Celeste checkpoints aggressively. The game is hard, but you're never set back more than about thirty seconds. Dark Souls has no checkpoints inside fights, but the fights are short enough (most under four minutes) that retrying feels acceptable. The thing both games avoid is the worst outcome: a long fight with no checkpoints and a slow journey back to the boss after death. That combination kills motivation faster than any difficulty spike does.
After the Fight: The Landing
The boss dies. Now what?
Too many games treat the post-boss moment as a logistics issue: drop the loot, unlock the door, move the player to the next area. That works, but it wastes the most emotionally available moment in the entire game. The player just survived something hard. Their adrenaline is up. They're invested. What do you want them to feel right now?
Great boss endings do one of three things. They reveal something (a cutscene, a message, an item that recontextualizes what you just fought). They close a loop (the boss's death solves a problem established earlier in the game). Or they open something new (a door opens to a place you've been building toward).
Give the player a beat. Don't rush them to the next room. Let the music swell or fall silent. Let the camera linger. The emotional resonance of a boss fight isn't just in the fight. It's in the breath after it ends.
Your Big Sad Rock
I redesigned that golem boss. I gave it a phase where it shed its stone armor when hurt, revealing the cracked clay underneath. In Phase 2 it moved differently — slower, but angrier, dragging one arm. Its death wasn't an explosion. It just collapsed. Slowly. Like something exhausted.

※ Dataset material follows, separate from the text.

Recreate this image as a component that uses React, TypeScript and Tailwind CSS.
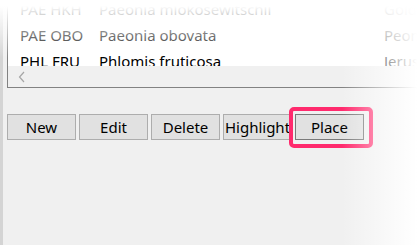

The playtesters said that version felt sad, in a good way. One of them said they almost felt bad for it. That's the kind of feeling a boss can produce when you give it something beyond a health bar and a punch animation.
Start with one well-telegraphed attack. Add a phase when the player hurts it. Give it movement that reflects its personality. Build the fight as a test of what your game has been teaching. And give the ending a moment to breathe.
That's the whole thing. The Big Sad Rock was just waiting to become something better. Yours probably is too.